**Direction**
Return all lines that include the string "React".
─── Given data ───
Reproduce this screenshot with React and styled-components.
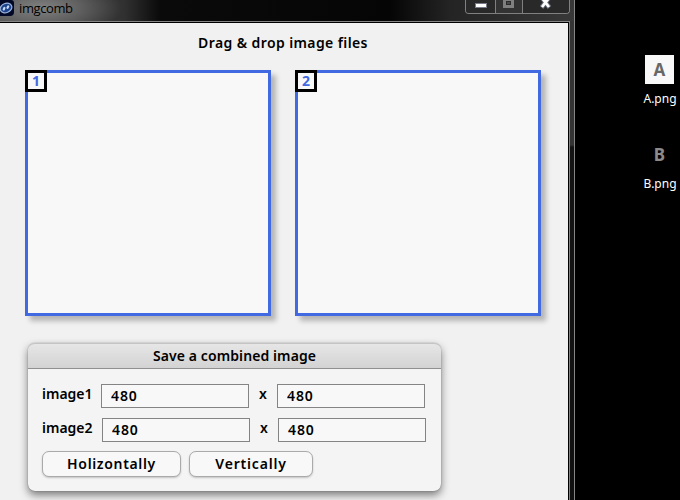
import React from "react";
import styled, { createGlobalStyle } from "styled-components";

const Global = createGlobalStyle`
  *, *::before, *::after { box-sizing: border-box; }
  body { margin: 0; background: #000; overflow: hidden; }
`;

const Desktop = styled.div`
  display: flex;
  width: 680px;
  height: 500px;
  overflow: hidden;
  background: #000;
  font-family: "Noto Sans", "Open Sans", sans-serif;
`;

const Window = styled.section`
  display: flex;
  flex-direction: column;
  width: 575px;
  height: 500px;
  border-right: 1px solid #858585;
  background: linear-gradient(#343434 0, #343434 145px, #141414 147px, #101010 100%);
`;

const TitleBar = styled.header`
  display: flex;
  align-items: flex-start;
  flex: none;
  width: 574px;
  height: 21px;
  background:
    radial-gradient(ellipse 80px 28px at 42px 8px, rgba(160, 160, 160, 0.65), rgba(120, 120, 120, 0) 100%),
    linear-gradient(90deg, #4c4c4c 0, #404040 75px, #303030 125px, #0a0a0a 160px, #050505 390px, #242424 450px, #383838 574px);
`;

const AppIcon = styled.svg`
  flex: none;
  width: 14px;
  height: 16px;
`;

const WindowTitle = styled.span`
  margin-left: 5px;
  flex: 1;
  font: 400 13px/16px "Open Sans", sans-serif;
  letter-spacing: -0.4px;
  color: #000;
`;

const WindowControls = styled.div`
  display: flex;
  flex: none;
  width: 105px;
  height: 14px;
  margin-right: 4px;
  border: 1px solid #808080;
  border-top: 0;
  border-radius: 0 0 4px 4px;
  overflow: hidden;
  background: #292929;
`;

const ControlButton = styled.div`
  width: ${(p) => p.$width}px;
  height: 13px;
  border-right: ${(p) => (p.$last ? 0 : "1px solid #808080")};
  background: ${(p) => (p.$dim ? "#333" : "#292929")};

  svg { display: block; }
`;

const Client = styled.main`
  flex: 1;
  width: 570px;
  border: solid #858585;
  border-width: 1px 1px 0 0;
`;

const Page = styled.div`
  height: 100%;
  border: solid #000;
  border-width: 1px 1px 0 0;
  padding: 10px 0 0 25px;
  background: #f1f1f1;
`;

const Heading = styled.h1`
  margin: 0 0 17px;
  width: 516px;
  font-size: 14px;
  line-height: 20px;
  font-weight: 600;
  letter-spacing: 0.4px;
  text-align: center;
  color: #000;
`;

const DropZones = styled.div`
  display: flex;
  gap: 24px;
`;

const DropZone = styled.div`
  width: 246px;
  height: 246px;
  border: 3px solid #4169e1;
  background: #f8f8f8;
  box-shadow: 5px 5px 5px rgba(0, 0, 0, 0.25);
`;

const Badge = styled.div`
  width: 22px;
  height: 22px;
  margin: -3px 0 0 -3px;
  border: 3px solid #000;
  background: #f8f8f8;
  color: #4169e1;
  font-size: 14px;
  line-height: 16px;
  font-weight: 700;
  text-align: center;
`;

const Panel = styled.section`
  width: 413px;
  height: 148px;
  margin: 27px 0 0 3px;
  border-radius: 7px;
  background: #f4f4f4;
  box-shadow: 0 0 1px rgba(0, 0, 0, 0.55), 0 4px 8px rgba(0, 0, 0, 0.5);
`;

const PanelHeader = styled.h2`
  margin: 0;
  height: 26px;
  border-top: 1px solid #c4c4c4;
  border-bottom: 1px solid #909090;
  border-radius: 7px 7px 0 0;
  background: linear-gradient(#e6e6e6, #d3d3d3);
  font-size: 14px;
  line-height: 24px;
  font-weight: 600;
  letter-spacing: 0.1px;
  text-align: center;
  color: #000;
`;

const SizeRow = styled.div`
  display: flex;
  align-items: flex-start;
  height: 24px;
  margin: ${(p) => p.$top}px 0 0 14px;
`;

const Label = styled.label`
  width: ${(p) => p.$width}px;
  font-size: 14px;
  line-height: 19px;
  font-weight: 600;
  color: #000;
`;

const Times = styled.span`
  width: 28px;
  font-size: 14px;
  line-height: 20px;
  font-weight: 600;
  text-align: center;
  color: #000;
`;

const Field = styled.input`
  width: 148px;
  height: 24px;
  padding: 0 9px 2px;
  border: 1px solid #848484;
  border-radius: 0;
  outline: 0;
  background: #f8f8f8;
  font: 600 14px/20px "Noto Sans", sans-serif;
  letter-spacing: 0.9px;
  color: #000;
`;

const Actions = styled.div`
  display: flex;
  gap: 8px;
  margin: 9px 0 0 14px;
`;

const ActionButton = styled.button`
  width: ${(p) => p.$width}px;
  height: 26px;
  padding: 0;
  border: 1px solid #aaa;
  border-radius: 7px;
  background: #f8f8f8;
  box-shadow: 0 1px 2px rgba(0, 0, 0, 0.2);
  font: 600 14px/24px "Noto Sans", sans-serif;
  letter-spacing: ${(p) => p.$spacing}px;
  color: #000;
`;

const FileList = styled.aside`
  display: flex;
  flex-direction: column;
  gap: 20px;
  margin: 55px 0 0 68px;
`;

const FileItem = styled.div`
  display: flex;
  flex-direction: column;
  align-items: center;
  width: 34px;
  height: 65px;
`;

const Thumb = styled.div`
  width: 29px;
  height: 29px;
  margin-left: -1px;
  background: ${(p) => p.$bg};
  color: ${(p) => p.$color};
  font-size: 17px;
  line-height: 29px;
  font-weight: 700;
  text-align: center;
`;

const FileName = styled.span`
  margin-top: 6px;
  font: 12px/17px "Noto Sans", sans-serif;
  color: #fff;
  white-space: nowrap;
`;

const sizes = [
  { name: "image1", labelWidth: 59, top: 15 },
  { name: "image2", labelWidth: 60, top: 10 },
];

export default function App() {
  return (
    <Desktop>
      <Global />
      <Window>
        <TitleBar>
          <AppIcon viewBox="0 0 14 16">
            <path d="M0 0H11Q14 0 14 3V12Q14 16 10 16H0Z" fill="#020927" />
            <ellipse cx="6" cy="8" rx="6" ry="4.6" transform="rotate(-22 6 8)" fill="#1c438c" stroke="#9ab4dc" strokeWidth="1.2" />
            <path d="M3.7 9.4L4.4 8M7.5 7.8L8.2 6.5" stroke="#c8dafa" strokeWidth="2.2" strokeLinecap="round" />
          </AppIcon>
          <WindowTitle>imgcomb</WindowTitle>
          <WindowControls>
            <ControlButton $width={30}>
              <svg width="29" height="13"><rect x="9.5" y="3.5" width="11" height="4" fill="#fff" stroke="#777b88" /></svg>
            </ControlButton>
            <ControlButton $width={27} $dim>
              <svg width="26" height="13">
                <path d="M7 -1H18V8H7Z" fill="#808080" />
                <rect x="10" y="1" width="5" height="4" fill="#2b2b2b" />
                <rect x="11" y="2" width="3" height="2" fill="#4a4a4a" />
              </svg>
            </ControlButton>
            <ControlButton $width={46} $last>
              <svg width="46" height="13">
                <path d="M19 -2L26.5 7.5M26 -2L18.5 7.5" stroke="#686d7a" strokeWidth="4.5" />
                <path d="M19 -2L26 7M26 -2L19 7" stroke="#fff" strokeWidth="2.7" />
              </svg>
            </ControlButton>
          </WindowControls>
        </TitleBar>
        <Client>
          <Page>
            <Heading>Drag &amp; drop image files</Heading>
            <DropZones>
              <DropZone><Badge>1</Badge></DropZone>
              <DropZone><Badge>2</Badge></DropZone>
            </DropZones>
            <Panel>
              <PanelHeader>Save a combined image</PanelHeader>
              {sizes.map((s) => (
                <SizeRow key={s.name} $top={s.top}>
                  <Label $width={s.labelWidth}>{s.name}</Label>
                  <Field defaultValue="480" />
                  <Times>x</Times>
                  <Field defaultValue="480" />
                </SizeRow>
              ))}
              <Actions>
                <ActionButton $width={139} $spacing={0.65}>Holizontally</ActionButton>
                <ActionButton $width={124} $spacing={0.8}>Vertically</ActionButton>
              </Actions>
            </Panel>
          </Page>
        </Client>
      </Window>
      <FileList>
        <FileItem>
          <Thumb $bg="#f8f8f8" $color="#686868">A</Thumb>
          <FileName>A.png</FileName>
        </FileItem>
        <FileItem>
          <Thumb $bg="#000" $color="#8b8b8b">B</Thumb>
          <FileName>B.png</FileName>
        </FileItem>
      </FileList>
    </Desktop>
  );
}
───
**Correct answer**
Reproduce this screenshot with React and styled-components.
import React from "react";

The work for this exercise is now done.